The Inflexible Gardener

The Inflexible Gardener

There is a war going on in my garden.

Like most of these things, it involves a border dispute. There has been evidence of spying, reconnaissance missions, and casualties. Sometimes, civilians have been hurt. There are surprise surges, weekend attacks, and outbreaks that looked small at the outset, but which ended in blood.

I should begin at the beginning.

When my husband and I bought our little house at the beach, there wasn’t much of a garden there. There was a yard, definitely, but the grass was not lush. In fact, it looked as if 300 people, 400 children and a mid-sized herd of elephants had stampeded it the night before (which may have actually happened—I’m not sure how the old owners celebrated their last night in the house. I do know that they did not spend any time cleaning or packing up their trash, so anything is possible).

On one side of the house, next to the trash cans, there was a large stand of orange daylilies, straining to stick their brash flowers out of the shade.

I, of course, pictured rolling waves of colorful plants around the entire house, and I soon set to mapping out that picture with a flexible garden hose and a sharp, flat-edged shovel.
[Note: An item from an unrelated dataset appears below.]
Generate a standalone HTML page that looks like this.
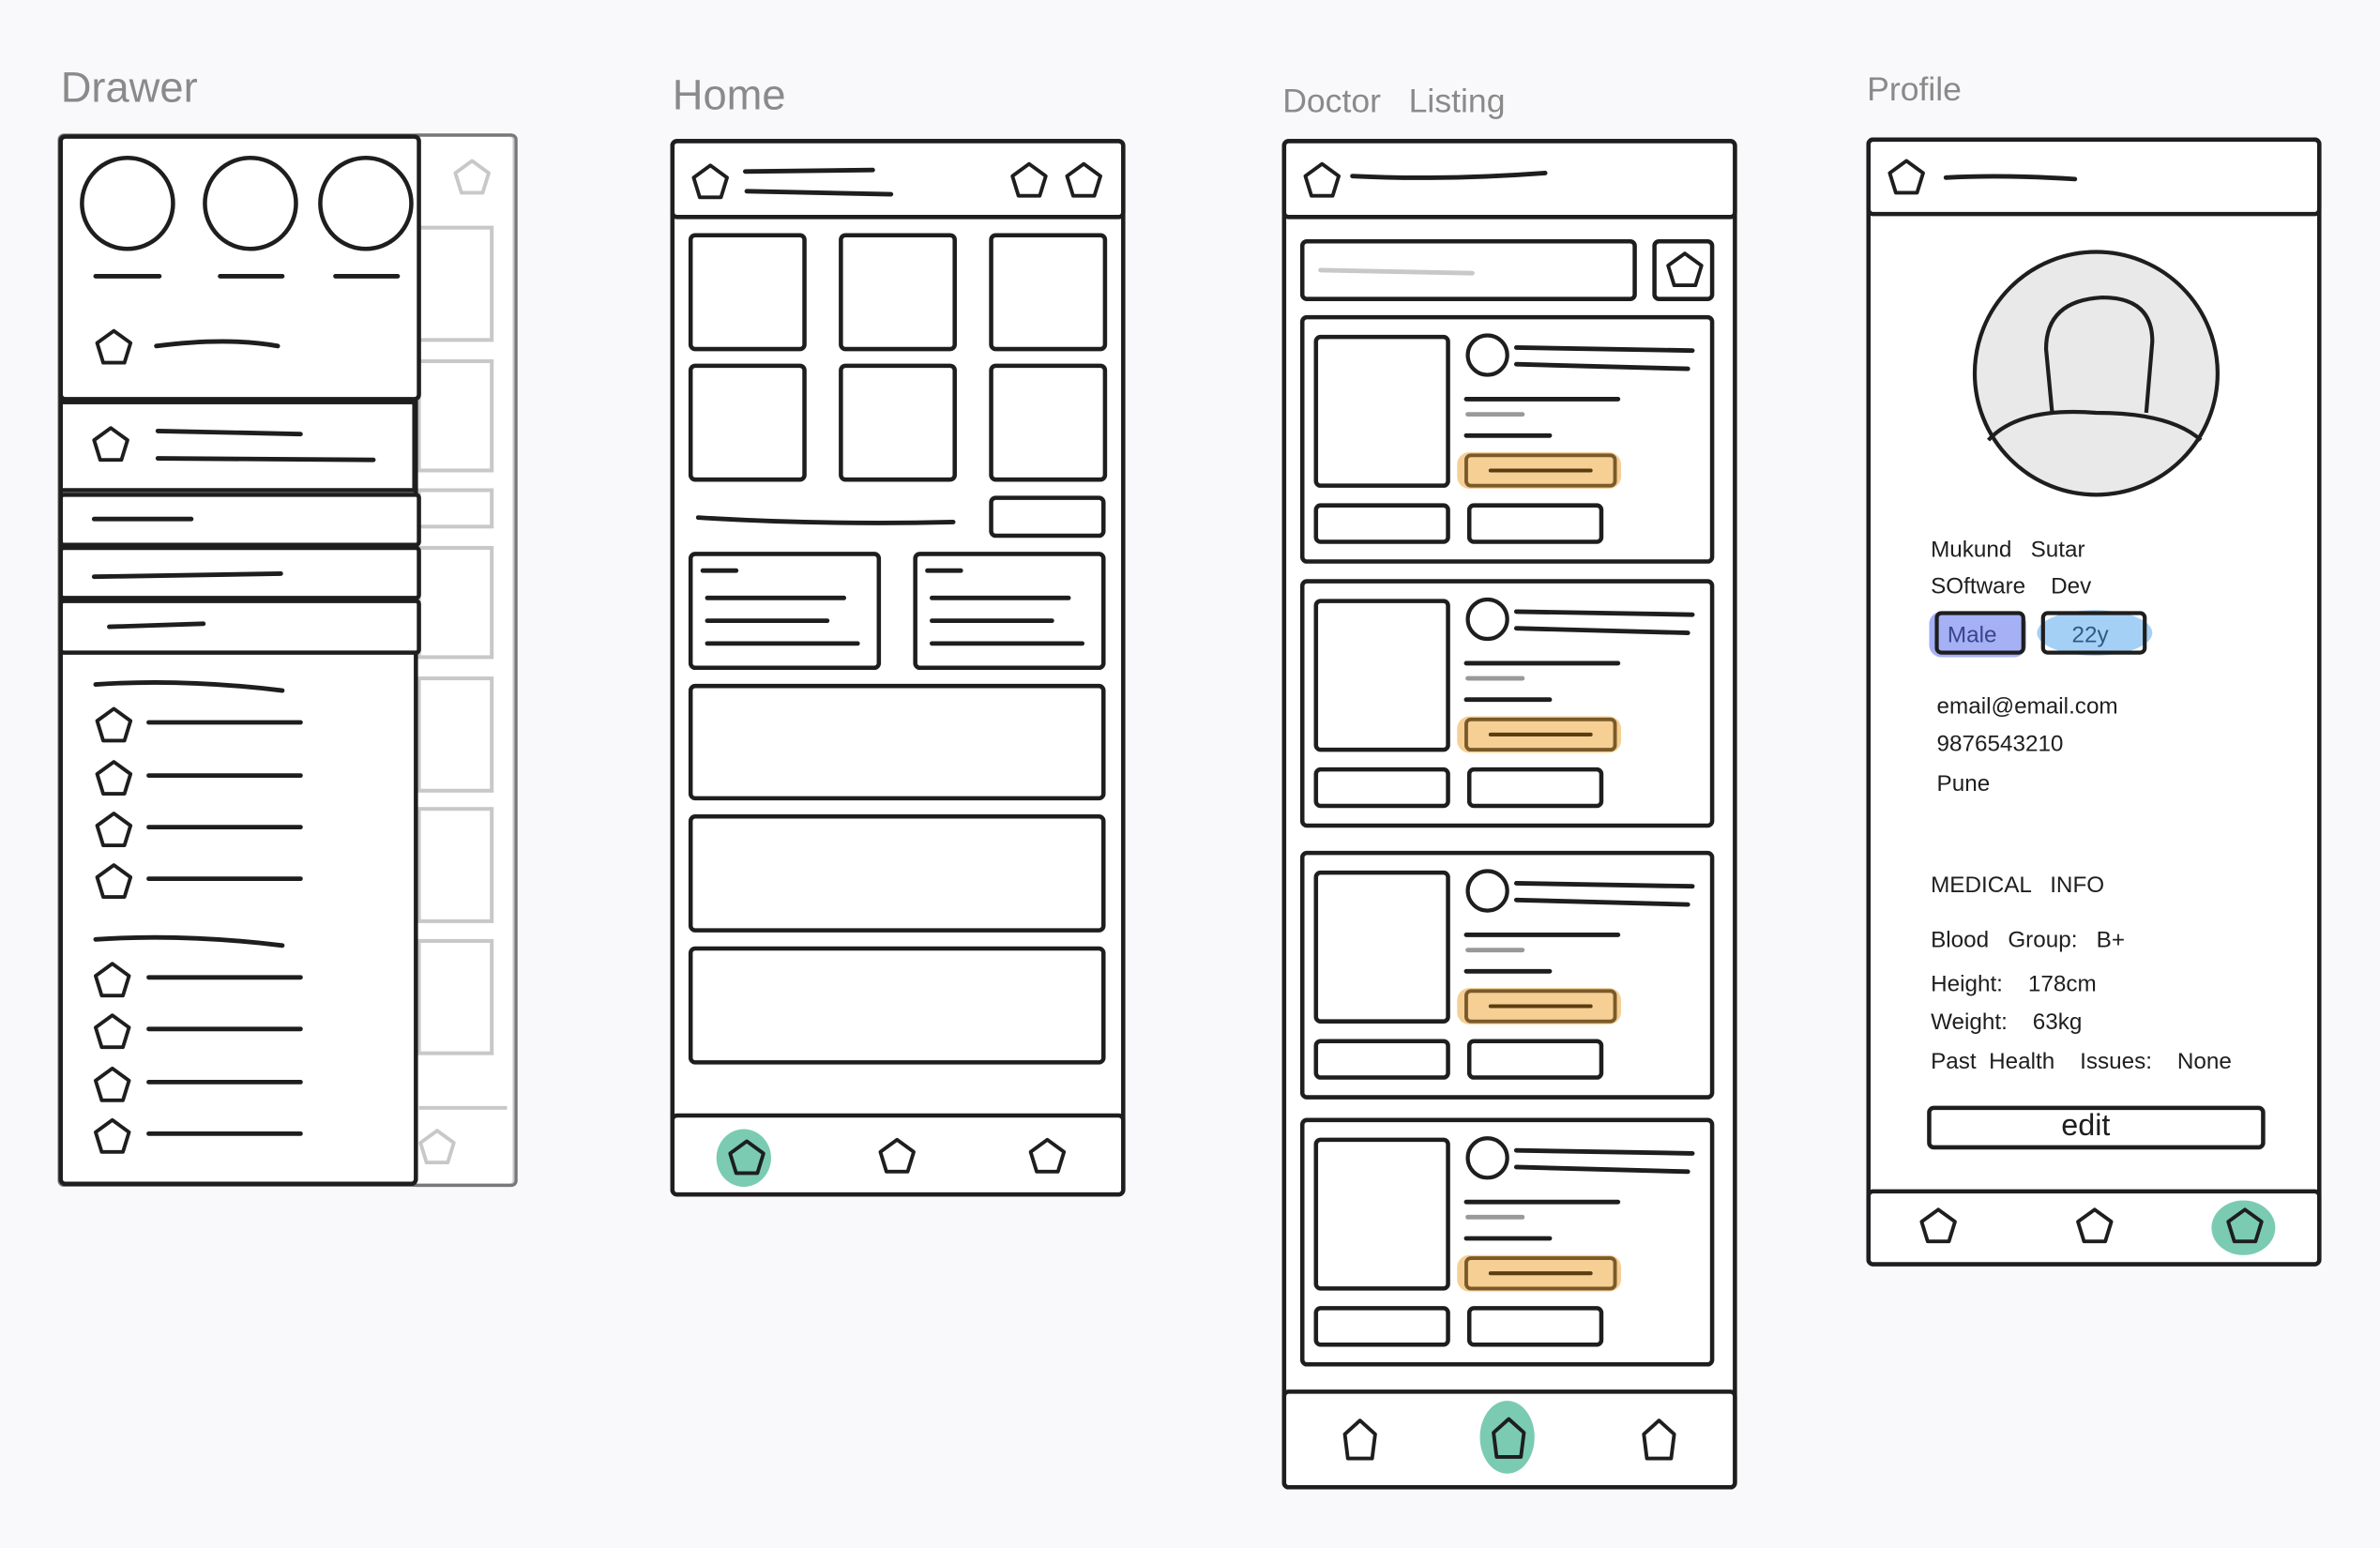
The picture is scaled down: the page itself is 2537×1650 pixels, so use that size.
<!DOCTYPE html>
<html><head><meta charset="utf-8"><style>
html,body{margin:0;padding:0;background:#f9f9fb;}
svg{display:block}
text{font-family:"Liberation Sans",sans-serif;white-space:pre;}
</style></head><body>
<svg width="2537" height="1650" viewBox="0 0 1568 1020" preserveAspectRatio="none" xmlns="http://www.w3.org/2000/svg" xml:space="preserve">
<defs>
<symbol id="pg" viewBox="-14 -14 28 28" overflow="visible"><path d="M0,-11 L11,-3 L7,10 L-7,10 L-11,-3 Z" fill="none" stroke="#1e1e1e" stroke-width="2.4" stroke-linejoin="round"/></symbol>
<symbol id="pgs" viewBox="-14 -14 28 28" overflow="visible"><path d="M0,-11 L11,-3 L7,10 L-7,10 L-11,-3 Z" fill="none" stroke="#c8c8c8" stroke-width="2.4" stroke-linejoin="round"/></symbol>
<symbol id="pgt" viewBox="-14 -14 28 28" overflow="visible"><path d="M0,-13 L10,-4 L8,12 L-8,12 L-10,-4 Z" fill="none" stroke="#1e1e1e" stroke-width="2.4" stroke-linejoin="round"/></symbol>
</defs>
<rect width="1568" height="1020" fill="#f9f9fb"/>
<g font-size="28" fill="#8a8a8a">
<text x="40" y="67">Drawer</text>
<text x="443" y="72">Home</text>
<text x="845" y="74" font-size="22">Doctor   Listing</text>
<text x="1230" y="66" font-size="22">Profile</text>
</g>

<!-- DRAWER -->
<g fill="none" stroke="#c8c8c8" stroke-width="2.5">
<rect x="272" y="89" width="67" height="692" rx="3" fill="#fff"/>
<rect x="276" y="150" width="48" height="74"/>
<rect x="276" y="238" width="48" height="72"/>
<rect x="276" y="323" width="48" height="24"/>
<rect x="276" y="361" width="48" height="72"/>
<rect x="276" y="447" width="48" height="74"/>
<rect x="276" y="533" width="48" height="74"/>
<rect x="276" y="620" width="48" height="74"/>
<line x1="276" y1="730" x2="334" y2="730"/>
</g>
<use href="#pgs" x="297" y="103" width="28" height="28"/>
<use href="#pgs" x="274" y="742" width="28" height="28"/>
<g fill="#fff" stroke="#1e1e1e" stroke-width="2.8">
<rect x="39" y="89" width="301" height="692" rx="3" fill="none" stroke="#777" stroke-width="2"/>
<rect x="40" y="90" width="234" height="690" rx="3"/>
<rect x="40" y="90" width="236" height="173" rx="3"/>
<circle cx="84" cy="134" r="30"/><circle cx="165" cy="134" r="30"/><circle cx="241" cy="134" r="30"/>
<rect x="40" y="265" width="233" height="58"/>
<rect x="40" y="326" width="236" height="33" rx="2"/>
<rect x="40" y="361" width="236" height="33" rx="2"/>
<rect x="40" y="396" width="236" height="34" rx="2"/>
</g>
<g stroke="#1e1e1e" stroke-width="3" stroke-linecap="round" fill="none">
<path d="M63 182 H105 M145 182 H186 M221 182 H262"/>
<path d="M103 228 Q150 222 183 228"/>
<path d="M104 284 L198 286 M104 302 L246 303"/>
<path d="M62 342 H126 M62 380 L185 378 M72 413 L134 411"/>
<path d="M63 451 Q120 447 186 455"/>
<path d="M98 476 H198 M98 511 H198 M98 545 H198 M98 579 H198"/>
<path d="M63 619 Q120 615 186 623"/>
<path d="M98 644 H198 M98 678 H198 M98 713 H198 M98 747 H198"/>
</g>
<g>
<use href="#pg" x="61" y="215" width="28" height="28"/>
<use href="#pg" x="59" y="279" width="28" height="28"/>
<use href="#pg" x="61" y="464" width="28" height="28"/>
<use href="#pg" x="61" y="499" width="28" height="28"/>
<use href="#pg" x="61" y="533" width="28" height="28"/>
<use href="#pg" x="61" y="567" width="28" height="28"/>
<use href="#pg" x="60" y="632" width="28" height="28"/>
<use href="#pg" x="60" y="666" width="28" height="28"/>
<use href="#pg" x="60" y="701" width="28" height="28"/>
<use href="#pg" x="60" y="735" width="28" height="28"/>
</g>

<!-- HOME -->
<g fill="#fff" stroke="#1e1e1e" stroke-width="2.8">
<rect x="443" y="93" width="297" height="694" rx="3"/>
<rect x="443" y="93" width="297" height="50" rx="3"/>
<rect x="455" y="155" width="75" height="75" rx="3"/>
<rect x="554" y="155" width="75" height="75" rx="3"/>
<rect x="653" y="155" width="75" height="75" rx="3"/>
<rect x="455" y="241" width="75" height="75" rx="3"/>
<rect x="554" y="241" width="75" height="75" rx="3"/>
<rect x="653" y="241" width="75" height="75" rx="3"/>
<rect x="653" y="328" width="74" height="25" rx="3"/>
<rect x="455" y="365" width="124" height="75" rx="3"/>
<rect x="603" y="365" width="124" height="75" rx="3"/>
<rect x="455" y="452" width="272" height="74" rx="3"/>
<rect x="455" y="538" width="272" height="75" rx="3"/>
<rect x="455" y="625" width="272" height="75" rx="3"/>
<rect x="443" y="735" width="297" height="52" rx="3"/>
</g>
<g stroke="#1e1e1e" stroke-width="3" stroke-linecap="round" fill="none">
<path d="M491 113 L575 112 M492 126 L587 128"/>
<path d="M460 341 Q540 346 628 344"/>
<path d="M463 376 H485 M466 394 H556 M466 409 H545 M466 424 H565"/>
<path d="M611 376 H633 M614 394 H704 M614 409 H693 M614 424 H713"/>
</g>
<use href="#pg" x="454" y="106" width="28" height="28"/>
<use href="#pg" x="664" y="105" width="28" height="28"/>
<use href="#pg" x="700" y="105" width="28" height="28"/>
<ellipse cx="490" cy="763" rx="18" ry="19" fill="#63c2a4" opacity="0.85"/>
<use href="#pg" x="478" y="749" width="28" height="28"/>
<use href="#pg" x="577" y="748" width="28" height="28"/>
<use href="#pg" x="676" y="748" width="28" height="28"/>

<!-- DOCTOR LISTING -->
<g fill="#fff" stroke="#1e1e1e" stroke-width="2.8">
<rect x="846" y="93" width="297" height="887" rx="3"/>
<rect x="846" y="93" width="297" height="50" rx="3"/>
<rect x="858" y="159" width="219" height="38" rx="3"/>
<rect x="1090" y="159" width="38" height="38" rx="3"/>
<rect x="846" y="917" width="297" height="63" rx="3"/>
</g>
<path d="M891 116 Q950 119 1018 114" stroke="#1e1e1e" stroke-width="3" fill="none" stroke-linecap="round"/>
<path d="M870 178 L970 180" stroke="#c8c8c8" stroke-width="3" fill="none" stroke-linecap="round"/>
<use href="#pg" x="857" y="105" width="28" height="28"/>
<use href="#pg" x="1096" y="164" width="28" height="28"/>
<g id="card">
<rect x="858" y="209" width="270" height="161" rx="3" fill="#fff" stroke="#1e1e1e" stroke-width="2.8"/>
<rect x="867" y="222" width="87" height="98" rx="3" fill="none" stroke="#1e1e1e" stroke-width="2.8"/>
<circle cx="980" cy="234" r="13" fill="none" stroke="#1e1e1e" stroke-width="2.6"/>
<path d="M999 229 L1115 231 M999 240 L1112 243 M966 263 H1066 M966 287 H1021" stroke="#1e1e1e" stroke-width="3" fill="none" stroke-linecap="round"/>
<path d="M967 273 H1003" stroke="#999" stroke-width="3" stroke-linecap="round"/>
<rect x="960" y="298" width="108" height="24" rx="8" fill="#f5cf94"/>
<rect x="966" y="300" width="98" height="20" rx="3" fill="none" stroke="#7a5a2a" stroke-width="2.4"/>
<path d="M982 310 H1048" stroke="#5a3d10" stroke-width="2.5" stroke-linecap="round"/>
<rect x="867" y="333" width="87" height="24" rx="3" fill="none" stroke="#1e1e1e" stroke-width="2.8"/>
<rect x="968" y="333" width="87" height="24" rx="3" fill="none" stroke="#1e1e1e" stroke-width="2.8"/>
</g>
<use href="#card" y="174"/>
<use href="#card" y="353"/>
<use href="#card" y="529"/>
<use href="#pgt" x="882" y="935" width="28" height="28"/>
<ellipse cx="993" cy="947" rx="18" ry="24" fill="#63c2a4" opacity="0.85"/>
<use href="#pgt" x="980" y="934" width="28" height="28"/>
<use href="#pgt" x="1079" y="935" width="28" height="28"/>

<!-- PROFILE -->
<g fill="#fff" stroke="#1e1e1e" stroke-width="2.8">
<rect x="1231" y="92" width="297" height="741" rx="3"/>
<rect x="1231" y="92" width="297" height="49" rx="3"/>
<rect x="1231" y="785" width="297" height="48" rx="3"/>
</g>
<path d="M1282 117 Q1320 115 1367 118" stroke="#1e1e1e" stroke-width="3" fill="none" stroke-linecap="round"/>
<use href="#pg" x="1242" y="103" width="28" height="28"/>
<circle cx="1381" cy="246" r="80" fill="#e9e9e9" stroke="#1e1e1e" stroke-width="2.6"/>
<path d="M1352 272 L1348 230 Q1348 198 1385 196 Q1418 196 1418 225 L1414 272" fill="none" stroke="#1e1e1e" stroke-width="2.6"/>
<path d="M1310 290 Q1330 268 1381 272 Q1430 272 1450 290" fill="none" stroke="#1e1e1e" stroke-width="2.6"/>
<g font-size="15" fill="#1e1e1e">
<text x="1272" y="367">Mukund   Sutar</text>
<text x="1272" y="391">SOftware    Dev</text>
<text x="1276" y="470">email@email.com</text>
<text x="1276" y="495">9876543210</text>
<text x="1276" y="521">Pune</text>
<text x="1272" y="588">MEDICAL   INFO</text>
<text x="1272" y="624">Blood   Group:   B+</text>
<text x="1272" y="653">Height:    178cm</text>
<text x="1272" y="678">Weight:    63kg</text>
<text x="1272" y="704">Past  Health    Issues:    None</text>
</g>
<rect x="1271" y="403" width="64" height="30" rx="8" fill="#a5b0f5"/>
<rect x="1276" y="404" width="57" height="26" rx="3" fill="none" stroke="#1e1e1e" stroke-width="2.6"/>
<text x="1283" y="423" font-size="15" fill="#37458a">Male</text>
<ellipse cx="1380" cy="417" rx="38" ry="15" fill="#a5d0f5"/>
<rect x="1346" y="404" width="67" height="26" rx="3" fill="none" stroke="#1e1e1e" stroke-width="2.6"/>
<text x="1365" y="423" font-size="15" fill="#2d5a86">22y</text>
<rect x="1271" y="730" width="220" height="26" rx="3" fill="#fff" stroke="#1e1e1e" stroke-width="2.8"/>
<text x="1358" y="748" font-size="20" fill="#1e1e1e">edit</text>
<use href="#pg" x="1263" y="794" width="28" height="28"/>
<use href="#pg" x="1366" y="794" width="28" height="28"/>
<ellipse cx="1478" cy="809" rx="21" ry="18" fill="#63c2a4" opacity="0.85"/>
<use href="#pg" x="1465" y="794" width="28" height="28"/>
</svg>
</body></html>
I jumped up and down on that shovel all weekend—slicing into the grass (which, although it was patchy, seemed determined to hold onto whatever dirt it could), and etching in the shape of my new beds.

I soon called in a landscaper and a team of professionals to help me with the task, and they made my vision a reality, just two days and a thousand gallons of Gatorade later.

My vision had no room for garish orange, and the daylilies ended up in a sad wilted stack on the back of the landscaper’s truck.

The battle began soon after.

It was stealthy at first. One weekend I noticed a few stray blades of grass, creeping stealthily back across the border. I didn’t think much about it, but simply pulled them out and threw them on the ground as a warning to their friends.

In a few weeks, I found myself in a small skirmish with the daylilies, their troops lined up in formation exactly where they had been when I bought the house. I attacked with vigor…pulling them out and digging away the roots.

It soon become all out war.

The daylilies marched back with vigor, destroying the prettier, but less strong plants in their path. They moved like Sherman, deliberately, as if they knew that they would win in the end.

Remember when you were in school, and you learned about the different types of conflict? Man versus Man, Man versus Himself, Man versus Nature. I always thought that Man versus Nature was the most boring of conflicts…after all, Man had dominion over Nature (or so I thought at the time). And writers seemed to agree with me…even today, I can only think of two examples that we put in that category—The Old Man and the Sea and that one short story about a man trying to build a fire.

I was not going to lose this conflict. I grabbed the bottle of Round Up and attacked the errant daylilies.

Why did I revert to chemical warfare? The Hague Convention of 1899 banned chemical weapons against your enemies on the battlefield, but this battlefield was under my control. And I was tired of pulling the daylilies, because they broke off in my hand. If you’re an experienced gardener you know that that is the true sign of a weed: weeds have roots that extend somewhere to Asia, whereas “real” plants pull out easily, sometimes even popping out of the ground with no provocation (this usually only happens to the really expensive ones that you’ve sent for through a catalog). I tried using a shovel, but these combatants left little sleeper cell roots behind, springing up with enthusiasm to attack when I least expected it. So I reverted to blanketing the area with poison. And lots of it.

It was satisfying at first. The remaining daylilies shriveled up and turned brown.

That’s when I noticed the collateral damage. The beautiful purple columbine and pink astilbe that I had planted nearby were withering and dying as well.

I cried out when I saw what I had done. And then I went to the store and bought new columbines and astilbes, both of which cheerfully grew where I had killed their comrades.

Today, I have come to terms with having a couple of orange daylilies in the midst of my otherwise calm color palette. I still pull out the orange daylilies when I see them, but sometimes I wait until the following day.

That’s what I call embracing change in the garden.